From Despair to Hope in Hours
Carlos Zarate speeds up treatment for major depression.
Not prone to hyperbole, Carlos Zarate, M.D., is turning pharmaceutical approaches to depression on their heads.
“We’ve got to think differently,” Zarate exclaims, describing work on the pathophysiology and treatment of major depressive disorders. “We’ve got to be game changers.”
Standard medications for life-threatening psychological illnesses usually require up to six weeks to take effect, while patients often continue to miss work and experience multiple symptoms, the most serious being suicidal ideation (the medical term for suicidal thinking).
To provide better treatment results and faster symptom relief, NIH scientists needed to take a completely novel approach. But, with the neuropsychiatric marketplace seemingly awash with therapeutic options, one might imagine that most avenues for drug development in this area have already been explored.
“Over the last five decades, the drug development industry has constantly refined existing products,” Zarate says. “But what they’ve been developing is not better efficacy, but better tolerability.”
Zarate and his team are pioneering the development and testing of radical new treatments for depressive illnesses, thus, taking the calls-to-action from patients and clinicians seriously.
Ketamine—a drug currently approved for the induction of anesthesia—opened a door to new possibilities and renewed hope for people living with major depressive disorders. Zarate’s experimental research in patients with refractory depression has shown unprecedented responses to ketamine within a single day and sometimes just a couple of hours.
“Depression is a life-long illness, and the multi-episodic nature of the disease increases the likelihood of damage to critical regions of the brain that regulate emotion, cognition, and motor activity,” Zarate says. “If we can intervene very quickly and reduce the time individuals are ill, over the course of a lifetime, we can perhaps reduce the damage to the brain.”
Rapid and effective treatments may also help reduce the comorbidities associated with depression: diabetes, bone loss, and cardiovascular disease. Perhaps most importantly, Zarate’s research showed that a single intravenous infusion of ketamine reduced suicidal ideation within about an hour, and the marked improvement in symptoms was sustained over three days. From doctors’ offices to hospital emergency rooms, to battlefields around the world, ketamine and its analogs have potential to improve the quality of countless lives and save many that might otherwise be lost.
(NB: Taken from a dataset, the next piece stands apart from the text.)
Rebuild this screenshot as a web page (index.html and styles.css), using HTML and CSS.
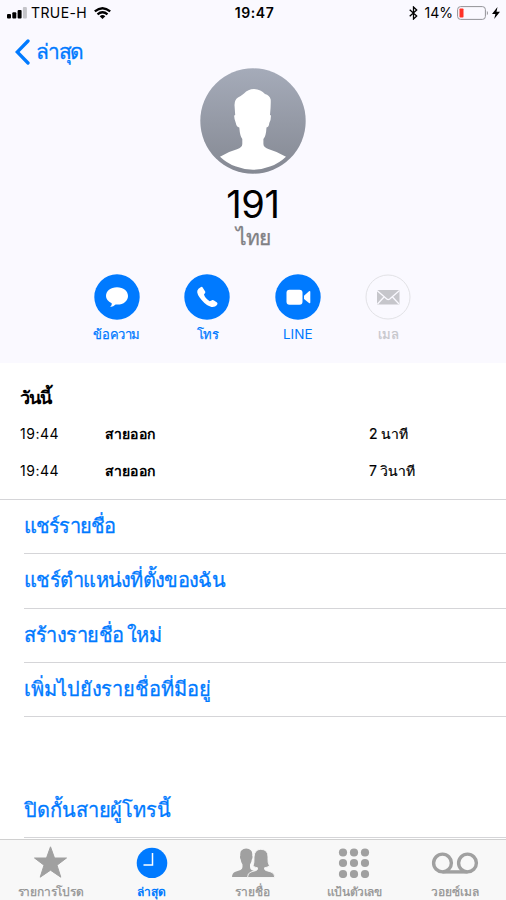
FILE: index.html
```html
<!DOCTYPE html>
<html lang="th">
<head>
<meta charset="utf-8">
<title>191</title>
<link rel="stylesheet" href="styles.css">
</head>
<body>
<div class="phone">
  <header class="top">
    <div class="status">
      <div class="carrier">
        <svg class="signal" width="20" height="12" viewBox="0 0 20 12"><rect x="0" y="7" width="4" height="4.5" rx="1"/><rect x="5.3" y="5.2" width="4" height="6.3" rx="1"/><rect x="10.6" y="3" width="4" height="8.5" rx="1"/><rect x="15.9" y="0" width="4" height="11.5" rx="1" fill="#c4c4c9"/></svg>
        <span class="carrier-name">TRUE-H</span>
        <svg class="wifi" width="17" height="12" viewBox="0 0 17 12"><g fill="none" stroke="#000" stroke-width="2.3"><path d="M.8 4.4Q8.5-2 16.200 4.400"/><path d="M3.500 7.300Q8.500 3.200 13.500 7.300"/></g><path d="M5.700 9.200Q8.500 7 11.300 9.200L8.500 12Z"/></svg>
      </div>
      <span class="clock">19:47</span>
      <div class="power">
        <svg class="bluetooth" width="9" height="14" viewBox="0 0 9 14" fill="none" stroke="#000" stroke-width="1.3"><path d="M.7 3.700L7.700 10 4.500 13V1L7.700 4 .7 10.300"/></svg>
        <span class="percent">14%</span>
        <svg width="33" height="14" viewBox="0 0 33 14"><rect x=".6" y=".6" width="27.800" height="12.800" rx="3" fill="none" stroke="#929297"/><rect x="2.500" y="2.500" width="4" height="9" rx=".8" fill="#ff3126"/><path d="M29.900 4.700Q32 7 29.900 9.300Z" fill="#929297"/></svg>
        <svg class="bolt" width="8" height="12" viewBox="0 0 8 12"><path d="M5.500 0L0 7H3.400L2.200 12 8 4.800H4.500Z"/></svg>
      </div>
    </div>
    <nav class="back">
      <svg width="15" height="26" viewBox="0 0 15 26" fill="none" stroke="#007aff" stroke-width="3.300" stroke-linecap="round"><path d="M13 2L2.200 13 13 24"/></svg>
      <span class="back-label">ล่าสุด</span>
    </nav>
    <svg class="avatar" width="106" height="106" viewBox="0 0 106 106">
      <defs><linearGradient id="shade" x2="0" y2="1"><stop stop-color="#a5abb9"/><stop offset="1" stop-color="#858993"/></linearGradient></defs>
      <circle cx="53" cy="53" r="52.700" fill="url(#shade)"/>
      <path fill="#fff" d="M20 88.700Q28 83.700 37 81.300Q42.300 79.500 42.300 76V71Q40 68.500 39.300 59.500Q36.500 59 35.800 55Q34 50.500 34.200 47.500L35.200 47L34.500 37Q34.500 31.500 38 29.500Q41 28 44 25.500Q48 21 54 21Q61 21.500 65 26Q69.500 27 70.700 31.500Q71 37 70 47L71 47.500Q71 52 69.300 55Q69 59 66.500 59.500Q66 68.500 63.400 71V76Q63.500 79.500 69 81.300Q78 84 86 88.700A48.300 48.300 0 0 1 20 88.700Z"/>
    </svg>
    <h1 class="number">191</h1>
    <p class="region">ไทย</p>
    <div class="actions">
      <div class="action">
        <svg width="46" height="46" viewBox="0 0 46 46"><circle cx="23" cy="23" r="22.700" fill="#007aff"/><path fill="#fff" d="M23 13.200C16.500 13.200 12 17 12 22Q12 26.500 17.700 29.200Q18.300 31.500 16.200 33.100Q19.500 32.700 21.600 30.500C29 31.300 34 27.200 34 22S29.500 13.200 23 13.200Z"/></svg>
        <span class="caption message">ข้อความ</span>
      </div>
      <div class="action">
        <svg width="46" height="46" viewBox="0 0 46 46"><circle cx="23" cy="23" r="22.700" fill="#007aff"/><path fill="#fff" d="M16.600 13.300Q18 12.200 18.800 13.700L21.300 17.800Q21.700 18.900 20 20.200Q20.500 23.500 25.700 27.300L28.500 26Q29.200 25.700 30 26.400L33 28.500Q34 29.200 33 31Q31 33.500 27.500 33Q22.500 31.800 17.600 26Q12.500 20 13.300 16.700Q14 14.500 16.600 13.300Z"/></svg>
        <span class="caption call">โทร</span>
      </div>
      <div class="action">
        <svg width="46" height="46" viewBox="0 0 46 46"><circle cx="23" cy="23" r="22.700" fill="#007aff"/><rect x="11.500" y="15.700" width="16" height="15" rx="3" fill="#fff"/><path d="M29 21.700L34 17.300Q35.300 16.500 35.300 18V28.300Q35.300 29.800 34 29L29 25Z" fill="#fff"/></svg>
        <span class="caption latin">LINE</span>
      </div>
      <div class="action">
        <svg width="46" height="46" viewBox="0 0 46 46"><circle cx="23" cy="23" r="22" fill="none" stroke="#e2e2e6"/><rect x="12" y="16" width="22.500" height="14.500" rx=".7" fill="#c6c6cb"/><path d="M12 16.500L21.800 25Q23.200 26.200 24.700 25L34.500 16.500M12.500 30L19 23M34 30L27.500 23" fill="none" stroke="#faf9ff" stroke-width="1.300"/></svg>
        <span class="caption mail">เมล</span>
      </div>
    </div>
  </header>
  <main>
    <section class="history">
      <h2 class="day">วันนี้</h2>
      <div class="entry"><span class="time">19:44</span><b class="kind">สายออก</b><span class="length">2 นาที</span></div>
      <div class="entry"><span class="time">19:44</span><b class="kind">สายออก</b><span class="length">7 วินาที</span></div>
    </section>
    <ul class="options">
      <li class="share">แชร์รายชื่อ</li>
      <li class="location">แชร์ตำแหน่งที่ตั้งของฉัน</li>
      <li class="create">สร้างรายชื่อ<span class="new">ใหม่</span></li>
      <li class="add">เพิ่มไปยังรายชื่อที่มีอยู่</li>
      <li class="block">ปิดกั้นสายผู้โทรนี้</li>
    </ul>
  </main>
  <footer class="tabs">
    <div class="tab favorites"><svg width="48" height="36" viewBox="0 0 48 36"><path fill="#a0a0a0" stroke="#a0a0a0" stroke-linejoin="round" d="M23.500 4.800L27.500 16H39.500L30 23.200L33.800 35.200L23.500 28.200L13.200 35.200L17 23.200L7.500 16H19.500Z"/></svg><span>รายการโปรด</span></div>
    <div class="tab active"><svg width="48" height="36" viewBox="0 0 48 36"><circle cx="24" cy="21" r="15.300" fill="#007aff"/><path d="M24.500 11V23H15.500" fill="none" stroke="#fff" stroke-width="1.500"/></svg><span>ล่าสุด</span></div>
    <div class="tab"><svg width="48" height="36" viewBox="0 0 48 36" fill="#a0a0a0"><path d="M3 35Q3 31 6.500 29.800L11.500 28Q13.500 27 13.500 25V22.500Q12 20.500 11.700 17.500Q10.500 15.500 11.300 13.500Q10.500 7 17.200 6.500Q24 7 23.200 13.500Q24 15.500 22.800 17.500Q22.500 20.500 21 22.500V25Q21 27 22.500 28L28 30V35Z"/><path stroke="#f8f8f8" stroke-width=".9" d="M18.500 35.500Q18.500 31 22 30L27 28.500Q29 28 28.500 25.800Q26 25.500 24 24Q25.300 21 25 15Q25.500 7.300 31.800 7.300Q39 7.300 39 15Q38.500 21 40.500 24Q38 25.500 35.500 25.800Q35.200 28 37 28.500L42 30Q45.800 31 45.800 35.500Z"/></svg><span>รายชื่อ</span></div>
    <div class="tab keypad"><svg width="48" height="36" viewBox="0 0 48 36" fill="#a0a0a0"><circle cx="13" cy="10.500" r="4.100"/><circle cx="24" cy="10.500" r="4.100"/><circle cx="35" cy="10.500" r="4.100"/><circle cx="13" cy="21" r="4.100"/><circle cx="24" cy="21" r="4.100"/><circle cx="35" cy="21" r="4.100"/><circle cx="13" cy="32" r="4.100"/><circle cx="24" cy="32" r="4.100"/><circle cx="35" cy="32" r="4.100"/></svg><span>แป้นตัวเลข</span></div>
    <div class="tab"><svg width="48" height="36" viewBox="0 0 48 36" fill="none" stroke="#a0a0a0" stroke-width="3.400"><circle cx="11.500" cy="21" r="8.900"/><circle cx="36.500" cy="21" r="8.900"/><path d="M11.500 29.900H36.500"/></svg><span>วอยซ์เมล</span></div>
  </footer>
</div>
</body>
</html>
```
FILE: styles.css
```css
* { box-sizing: border-box; }
body { margin: 0; background: #fff; color: #000; font-family: Inter, "Noto Sans", sans-serif; }
h1, h2, p, ul { margin: 0; padding: 0; font-weight: 400; }
svg { display: block; flex: none; }
span, b, li { white-space: nowrap; }
.phone { width: 506px; height: 900px; display: flex; flex-direction: column; overflow: hidden; }
.top { height: 363px; background: #faf9ff; display: flex; flex-direction: column; flex: none; }
.status { height: 26px; display: grid; grid-template-columns: 1fr auto 1fr; align-items: center; padding: 0 6px 0 7px; font-size: 14px; line-height: 26px; }
.carrier, .power { display: flex; align-items: center; }
.carrier-name { margin: 0 7px 0 4px; letter-spacing: .4px; }
.clock { font-weight: 600; letter-spacing: .6px; padding-left: 2px; }
.power { justify-content: flex-end; }
.percent { margin: 0 4px 0 7px; }
.bolt { margin-left: 2px; }
.back { height: 43px; padding: 8px 0 0 15px; display: flex; align-items: center; gap: 6px; color: #007aff; }
.back-label { font-size: 21px; line-height: 30px; letter-spacing: -1.200px; -webkit-text-stroke: .3px; }
.avatar { align-self: center; margin-top: -1px; }
.number { height: 46px; margin-top: 7px; text-align: center; font-size: 38px; line-height: 46px; letter-spacing: -.3px; }
.region { height: 24px; margin-top: -1px; text-align: center; color: #808084; font-size: 21px; line-height: 24px; letter-spacing: -.7px; -webkit-text-stroke: .3px; }
.actions { display: grid; grid-template-columns: repeat(4, 90.500px); justify-content: center; margin: 24px 1px 0 0; }
.action { display: flex; flex-direction: column; align-items: center; color: #007aff; }
.caption { font-size: 13px; line-height: 20px; margin-top: 4px; -webkit-text-stroke: .25px; }
.caption.message { letter-spacing: -.4px; }
.caption.call { letter-spacing: -.5px; }
.caption.latin { font-size: 13.500px; -webkit-text-stroke: 0; }
.caption.mail { color: #c6c6cb; }
.history { height: 137px; padding: 21px 20px 0; border-bottom: 1px solid #d5d5d8; }
.day { font-size: 18px; font-weight: 600; line-height: 28px; height: 31px; letter-spacing: -1.200px; }
.entry { display: grid; grid-template-columns: 85px 264px 1fr; height: 36.500px; line-height: 37px; font-size: 14px; }
.time { letter-spacing: .5px; }
.kind { font-weight: 600; letter-spacing: .15px; }
.length { letter-spacing: -.2px; -webkit-text-stroke: .2px; }
.options { list-style: none; color: #007aff; font-size: 20px; -webkit-text-stroke: .3px; }
.options li { height: 54.300px; margin-left: 24px; border-bottom: 1px solid #d5d5d8; line-height: 53px; }
.options .share { letter-spacing: -.850px; }
.options .location { letter-spacing: -.700px; }
.options .create { letter-spacing: -.500px; }
.new { margin-left: 3px; }
.options .add, .options .block { letter-spacing: -.080px; }
.options .block { height: 121px; padding-top: 67px; }
.tabs { height: 61px; flex: none; margin-top: auto; background: #f8f8f8; border-top: 1px solid #d0d0d0; display: grid; grid-template-columns: repeat(5, 1fr); color: #929292; z-index: 1; }
main { height: 476px; flex: none; }
.tab { display: flex; flex-direction: column; align-items: center; font-size: 12px; line-height: 18px; padding-top: 2px; -webkit-text-stroke: .25px; }
.tab span { margin-top: 5px; }
.favorites { letter-spacing: -.2px; }
.keypad { letter-spacing: -.4px; }
.active { color: #007aff; font-weight: 600; -webkit-text-stroke: 0; }
```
In its current form, ketamine produces side effects that would limit its use as a standard of care, but the implications of Zarate’s findings have mobilized the scientific community to explore similar compounds with fast-acting antidepressant effects, such as ketamine-like drugs and scopolamine, a medication approved for the prevention of motion sickness. Since publishing the initial ketamine results, Zarate has received hundreds of emails each day from patients, physicians, and caregivers asking when the drug will be available. But he cautions that creating new medications takes time, and for good reasons. Unless administered in a controlled clinical environment, ketamine can result in dissociative side effects, so further research aims to identify similarly effective ketamine analogs with rapid onset and fewer deleterious side effects.
Few facilities can conduct the types of research needed to demonstrate the efficacy and tolerability of experimental anti-depressive medications. One advantage of working in the NIH Clinical Center is the ability to conduct single-site, drug-free clinical trials. Studying refractory patients—of whom 60 percent have attempted suicide, most have seen little or no improvement from six or seven different antidepressant medications, and up to 60 percent have tried electroconvulsive shock therapy with no benefit—requires a specialized inpatient unit where clinical trial participants can come off any current medications in order to clearly establish efficacy for experimental trial therapies.
Producing dramatic resolution of depressive symptoms within a couple of hours—what Zarate calls “breaking the sound barrier” of psychiatric medication research—challenges scientists to uncover ketamine’s exact mechanism of action (MOA), a process perfectly suited to the hub of biomedical expertise found at the NIH Clinical Center. A ketamine MOA study was recently established to investigate what molecular pathways underlie ketamine’s dramatic effects. Genetics and proteomics, combined with multimodal state-of-the-art imaging technologies, such as PET, MRS, fMRI, 3T MRI, and 7T MRI, provide Zarate and his colleagues an in-depth biological view of the ketamine response.
“This hospital is quite unique in providing access to so many core facilities,” Zarate says. “There is no single person, either me or in my team, that could possibly look at all these different parameters.”
Intramural researchers now have several new trials underway, including investigations into ketamine-like drugs and delivery systems, such as intranasal sprays and transdermal patches, which may one day bring hope for a better life to people with major depressive disorders around the world.
Carlos Zarate, M.D., is Chief of the Experimental Therapeutics & Pathophysiology Branch and the Section on the Neurobiology and Treatment of Mood Disorders at the National Institute of Mental Health (NIMH).